▶ WHAT YOU WILL DO
Transcribe the material exactly. Images do not belong in the copy.

▶ STORED ROWS
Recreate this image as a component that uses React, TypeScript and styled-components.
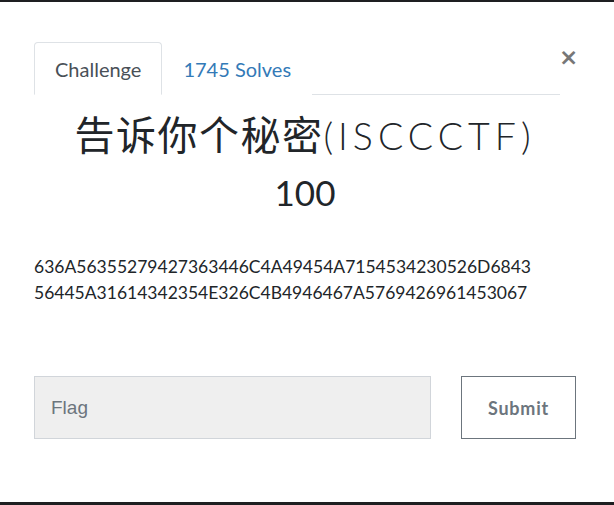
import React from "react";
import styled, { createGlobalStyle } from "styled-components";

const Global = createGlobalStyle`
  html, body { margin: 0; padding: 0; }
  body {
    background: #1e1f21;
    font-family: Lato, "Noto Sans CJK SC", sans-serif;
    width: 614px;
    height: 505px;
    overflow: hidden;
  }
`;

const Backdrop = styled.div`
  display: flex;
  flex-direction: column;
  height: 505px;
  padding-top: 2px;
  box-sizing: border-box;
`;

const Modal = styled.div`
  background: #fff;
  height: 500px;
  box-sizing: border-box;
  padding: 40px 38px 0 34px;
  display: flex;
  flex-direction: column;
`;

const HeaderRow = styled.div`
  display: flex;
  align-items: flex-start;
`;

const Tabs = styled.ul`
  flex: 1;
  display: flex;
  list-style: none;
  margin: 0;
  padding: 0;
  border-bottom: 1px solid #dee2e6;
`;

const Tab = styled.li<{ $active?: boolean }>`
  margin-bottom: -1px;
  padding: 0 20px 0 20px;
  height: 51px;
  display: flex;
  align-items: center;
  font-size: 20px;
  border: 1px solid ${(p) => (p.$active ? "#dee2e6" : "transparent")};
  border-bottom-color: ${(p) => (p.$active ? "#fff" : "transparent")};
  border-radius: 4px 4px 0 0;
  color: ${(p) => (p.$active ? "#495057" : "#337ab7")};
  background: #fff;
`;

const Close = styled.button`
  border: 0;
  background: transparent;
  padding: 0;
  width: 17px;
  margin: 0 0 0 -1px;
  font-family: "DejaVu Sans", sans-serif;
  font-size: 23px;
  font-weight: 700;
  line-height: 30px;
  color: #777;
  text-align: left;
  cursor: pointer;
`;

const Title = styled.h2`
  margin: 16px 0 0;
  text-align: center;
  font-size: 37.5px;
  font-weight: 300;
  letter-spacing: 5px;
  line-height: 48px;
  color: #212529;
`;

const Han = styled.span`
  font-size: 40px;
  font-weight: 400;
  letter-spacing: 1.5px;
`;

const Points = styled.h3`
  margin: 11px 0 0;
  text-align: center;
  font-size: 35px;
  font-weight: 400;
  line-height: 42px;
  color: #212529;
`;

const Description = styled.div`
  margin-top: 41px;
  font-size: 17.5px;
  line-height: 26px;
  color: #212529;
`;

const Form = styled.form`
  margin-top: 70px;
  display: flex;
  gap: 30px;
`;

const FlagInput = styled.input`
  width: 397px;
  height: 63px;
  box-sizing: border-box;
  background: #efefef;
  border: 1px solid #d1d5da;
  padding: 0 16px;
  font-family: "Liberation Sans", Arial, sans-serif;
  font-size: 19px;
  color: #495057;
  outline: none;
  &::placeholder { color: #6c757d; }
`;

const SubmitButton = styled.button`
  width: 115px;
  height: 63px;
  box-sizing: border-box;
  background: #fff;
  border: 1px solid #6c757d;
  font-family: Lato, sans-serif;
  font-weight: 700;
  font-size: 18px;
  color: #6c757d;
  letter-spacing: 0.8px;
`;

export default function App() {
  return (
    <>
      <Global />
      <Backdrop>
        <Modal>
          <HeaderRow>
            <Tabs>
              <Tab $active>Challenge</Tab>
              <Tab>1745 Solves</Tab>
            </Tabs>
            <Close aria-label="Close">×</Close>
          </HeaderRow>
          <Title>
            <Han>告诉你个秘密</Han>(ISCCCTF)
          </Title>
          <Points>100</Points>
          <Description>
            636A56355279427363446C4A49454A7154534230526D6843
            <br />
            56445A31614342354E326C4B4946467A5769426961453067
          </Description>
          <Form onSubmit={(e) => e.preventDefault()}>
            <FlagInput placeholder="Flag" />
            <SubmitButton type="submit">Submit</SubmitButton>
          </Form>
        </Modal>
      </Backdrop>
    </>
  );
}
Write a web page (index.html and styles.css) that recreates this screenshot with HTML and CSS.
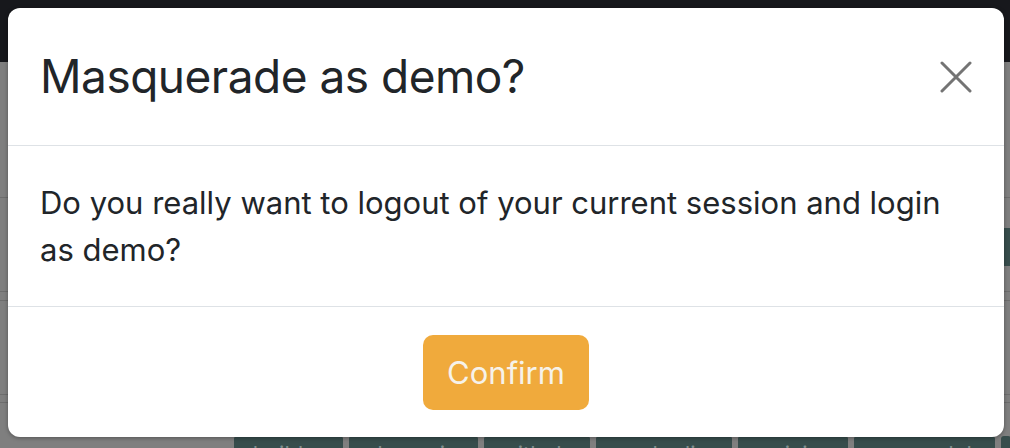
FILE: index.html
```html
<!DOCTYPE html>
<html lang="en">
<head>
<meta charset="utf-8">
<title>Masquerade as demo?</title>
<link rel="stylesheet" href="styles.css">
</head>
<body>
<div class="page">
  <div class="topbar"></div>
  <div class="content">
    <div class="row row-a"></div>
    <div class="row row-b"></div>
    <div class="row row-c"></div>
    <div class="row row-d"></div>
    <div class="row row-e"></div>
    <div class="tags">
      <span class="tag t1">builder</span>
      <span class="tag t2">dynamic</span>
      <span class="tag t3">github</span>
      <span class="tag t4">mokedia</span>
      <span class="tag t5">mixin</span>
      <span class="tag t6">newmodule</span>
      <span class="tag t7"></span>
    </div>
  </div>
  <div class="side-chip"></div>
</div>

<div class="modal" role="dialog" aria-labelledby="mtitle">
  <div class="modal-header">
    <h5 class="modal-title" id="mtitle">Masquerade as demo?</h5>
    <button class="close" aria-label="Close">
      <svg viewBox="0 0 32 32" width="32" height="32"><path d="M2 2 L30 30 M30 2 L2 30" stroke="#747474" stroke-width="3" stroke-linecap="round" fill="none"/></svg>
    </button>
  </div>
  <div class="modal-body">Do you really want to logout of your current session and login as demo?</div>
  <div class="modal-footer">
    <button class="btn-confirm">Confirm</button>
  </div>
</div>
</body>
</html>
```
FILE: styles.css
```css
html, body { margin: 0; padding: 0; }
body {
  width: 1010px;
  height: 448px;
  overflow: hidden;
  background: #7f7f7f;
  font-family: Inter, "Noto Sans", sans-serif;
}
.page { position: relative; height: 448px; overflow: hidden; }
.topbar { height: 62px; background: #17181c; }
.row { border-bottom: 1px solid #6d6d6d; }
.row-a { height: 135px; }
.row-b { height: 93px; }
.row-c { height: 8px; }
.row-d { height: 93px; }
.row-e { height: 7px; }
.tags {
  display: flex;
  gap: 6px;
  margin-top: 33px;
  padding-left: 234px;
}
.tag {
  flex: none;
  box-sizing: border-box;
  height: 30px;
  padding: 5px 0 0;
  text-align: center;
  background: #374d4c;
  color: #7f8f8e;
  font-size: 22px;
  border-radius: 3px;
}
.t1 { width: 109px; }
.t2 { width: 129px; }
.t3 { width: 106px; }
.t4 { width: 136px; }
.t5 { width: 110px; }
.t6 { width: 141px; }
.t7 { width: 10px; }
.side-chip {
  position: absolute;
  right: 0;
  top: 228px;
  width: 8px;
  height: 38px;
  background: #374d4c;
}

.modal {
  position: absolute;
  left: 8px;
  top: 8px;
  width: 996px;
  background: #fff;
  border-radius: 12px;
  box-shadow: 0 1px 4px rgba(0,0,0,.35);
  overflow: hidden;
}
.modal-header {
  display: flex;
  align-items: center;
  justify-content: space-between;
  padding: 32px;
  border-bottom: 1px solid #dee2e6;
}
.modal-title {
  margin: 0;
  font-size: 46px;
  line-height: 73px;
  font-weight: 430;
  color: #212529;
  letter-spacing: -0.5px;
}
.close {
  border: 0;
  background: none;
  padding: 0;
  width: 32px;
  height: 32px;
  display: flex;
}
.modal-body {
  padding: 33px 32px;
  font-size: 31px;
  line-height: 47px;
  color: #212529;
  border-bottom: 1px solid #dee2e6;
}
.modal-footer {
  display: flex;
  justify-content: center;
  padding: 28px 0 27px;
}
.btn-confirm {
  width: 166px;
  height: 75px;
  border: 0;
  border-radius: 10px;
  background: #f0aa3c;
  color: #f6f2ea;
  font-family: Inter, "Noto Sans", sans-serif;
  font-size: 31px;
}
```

▶ SOLUTION TO THE PROBLEM
Recreate this image as a component that uses React, TypeScript and styled-components.
import React from "react";
import styled, { createGlobalStyle } from "styled-components";

const Global = createGlobalStyle`
  html, body { margin: 0; padding: 0; }
  body {
    background: #1e1f21;
    font-family: Lato, "Noto Sans CJK SC", sans-serif;
    width: 614px;
    height: 505px;
    overflow: hidden;
  }
`;

const Backdrop = styled.div`
  display: flex;
  flex-direction: column;
  height: 505px;
  padding-top: 2px;
  box-sizing: border-box;
`;

const Modal = styled.div`
  background: #fff;
  height: 500px;
  box-sizing: border-box;
  padding: 40px 38px 0 34px;
  display: flex;
  flex-direction: column;
`;

const HeaderRow = styled.div`
  display: flex;
  align-items: flex-start;
`;

const Tabs = styled.ul`
  flex: 1;
  display: flex;
  list-style: none;
  margin: 0;
  padding: 0;
  border-bottom: 1px solid #dee2e6;
`;

const Tab = styled.li<{ $active?: boolean }>`
  margin-bottom: -1px;
  padding: 0 20px 0 20px;
  height: 51px;
  display: flex;
  align-items: center;
  font-size: 20px;
  border: 1px solid ${(p) => (p.$active ? "#dee2e6" : "transparent")};
  border-bottom-color: ${(p) => (p.$active ? "#fff" : "transparent")};
  border-radius: 4px 4px 0 0;
  color: ${(p) => (p.$active ? "#495057" : "#337ab7")};
  background: #fff;
`;

const Close = styled.button`
  border: 0;
  background: transparent;
  padding: 0;
  width: 17px;
  margin: 0 0 0 -1px;
  font-family: "DejaVu Sans", sans-serif;
  font-size: 23px;
  font-weight: 700;
  line-height: 30px;
  color: #777;
  text-align: left;
  cursor: pointer;
`;

const Title = styled.h2`
  margin: 16px 0 0;
  text-align: center;
  font-size: 37.5px;
  font-weight: 300;
  letter-spacing: 5px;
  line-height: 48px;
  color: #212529;
`;

const Han = styled.span`
  font-size: 40px;
  font-weight: 400;
  letter-spacing: 1.5px;
`;

const Points = styled.h3`
  margin: 11px 0 0;
  text-align: center;
  font-size: 35px;
  font-weight: 400;
  line-height: 42px;
  color: #212529;
`;

const Description = styled.div`
  margin-top: 41px;
  font-size: 17.5px;
  line-height: 26px;
  color: #212529;
`;

const Form = styled.form`
  margin-top: 70px;
  display: flex;
  gap: 30px;
`;

const FlagInput = styled.input`
  width: 397px;
  height: 63px;
  box-sizing: border-box;
  background: #efefef;
  border: 1px solid #d1d5da;
  padding: 0 16px;
  font-family: "Liberation Sans", Arial, sans-serif;
  font-size: 19px;
  color: #495057;
  outline: none;
  &::placeholder { color: #6c757d; }
`;

const SubmitButton = styled.button`
  width: 115px;
  height: 63px;
  box-sizing: border-box;
  background: #fff;
  border: 1px solid #6c757d;
  font-family: Lato, sans-serif;
  font-weight: 700;
  font-size: 18px;
  color: #6c757d;
  letter-spacing: 0.8px;
`;

export default function App() {
  return (
    <>
      <Global />
      <Backdrop>
        <Modal>
          <HeaderRow>
            <Tabs>
              <Tab $active>Challenge</Tab>
              <Tab>1745 Solves</Tab>
            </Tabs>
            <Close aria-label="Close">×</Close>
          </HeaderRow>
          <Title>
            <Han>告诉你个秘密</Han>(ISCCCTF)
          </Title>
          <Points>100</Points>
          <Description>
            636A56355279427363446C4A49454A7154534230526D6843
            <br />
            56445A31614342354E326C4B4946467A5769426961453067
          </Description>
          <Form onSubmit={(e) => e.preventDefault()}>
            <FlagInput placeholder="Flag" />
            <SubmitButton type="submit">Submit</SubmitButton>
          </Form>
        </Modal>
      </Backdrop>
    </>
  );
}
Write a web page (index.html and styles.css) that recreates this screenshot with HTML and CSS.
FILE: index.html
```html
<!DOCTYPE html>
<html lang="en">
<head>
<meta charset="utf-8">
<title>Masquerade as demo?</title>
<link rel="stylesheet" href="styles.css">
</head>
<body>
<div class="page">
  <div class="topbar"></div>
  <div class="content">
    <div class="row row-a"></div>
    <div class="row row-b"></div>
    <div class="row row-c"></div>
    <div class="row row-d"></div>
    <div class="row row-e"></div>
    <div class="tags">
      <span class="tag t1">builder</span>
      <span class="tag t2">dynamic</span>
      <span class="tag t3">github</span>
      <span class="tag t4">mokedia</span>
      <span class="tag t5">mixin</span>
      <span class="tag t6">newmodule</span>
      <span class="tag t7"></span>
    </div>
  </div>
  <div class="side-chip"></div>
</div>

<div class="modal" role="dialog" aria-labelledby="mtitle">
  <div class="modal-header">
    <h5 class="modal-title" id="mtitle">Masquerade as demo?</h5>
    <button class="close" aria-label="Close">
      <svg viewBox="0 0 32 32" width="32" height="32"><path d="M2 2 L30 30 M30 2 L2 30" stroke="#747474" stroke-width="3" stroke-linecap="round" fill="none"/></svg>
    </button>
  </div>
  <div class="modal-body">Do you really want to logout of your current session and login as demo?</div>
  <div class="modal-footer">
    <button class="btn-confirm">Confirm</button>
  </div>
</div>
</body>
</html>
```
FILE: styles.css
```css
html, body { margin: 0; padding: 0; }
body {
  width: 1010px;
  height: 448px;
  overflow: hidden;
  background: #7f7f7f;
  font-family: Inter, "Noto Sans", sans-serif;
}
.page { position: relative; height: 448px; overflow: hidden; }
.topbar { height: 62px; background: #17181c; }
.row { border-bottom: 1px solid #6d6d6d; }
.row-a { height: 135px; }
.row-b { height: 93px; }
.row-c { height: 8px; }
.row-d { height: 93px; }
.row-e { height: 7px; }
.tags {
  display: flex;
  gap: 6px;
  margin-top: 33px;
  padding-left: 234px;
}
.tag {
  flex: none;
  box-sizing: border-box;
  height: 30px;
  padding: 5px 0 0;
  text-align: center;
  background: #374d4c;
  color: #7f8f8e;
  font-size: 22px;
  border-radius: 3px;
}
.t1 { width: 109px; }
.t2 { width: 129px; }
.t3 { width: 106px; }
.t4 { width: 136px; }
.t5 { width: 110px; }
.t6 { width: 141px; }
.t7 { width: 10px; }
.side-chip {
  position: absolute;
  right: 0;
  top: 228px;
  width: 8px;
  height: 38px;
  background: #374d4c;
}

.modal {
  position: absolute;
  left: 8px;
  top: 8px;
  width: 996px;
  background: #fff;
  border-radius: 12px;
  box-shadow: 0 1px 4px rgba(0,0,0,.35);
  overflow: hidden;
}
.modal-header {
  display: flex;
  align-items: center;
  justify-content: space-between;
  padding: 32px;
  border-bottom: 1px solid #dee2e6;
}
.modal-title {
  margin: 0;
  font-size: 46px;
  line-height: 73px;
  font-weight: 430;
  color: #212529;
  letter-spacing: -0.5px;
}
.close {
  border: 0;
  background: none;
  padding: 0;
  width: 32px;
  height: 32px;
  display: flex;
}
.modal-body {
  padding: 33px 32px;
  font-size: 31px;
  line-height: 47px;
  color: #212529;
  border-bottom: 1px solid #dee2e6;
}
.modal-footer {
  display: flex;
  justify-content: center;
  padding: 28px 0 27px;
}
.btn-confirm {
  width: 166px;
  height: 75px;
  border: 0;
  border-radius: 10px;
  background: #f0aa3c;
  color: #f6f2ea;
  font-family: Inter, "Noto Sans", sans-serif;
  font-size: 31px;
}
```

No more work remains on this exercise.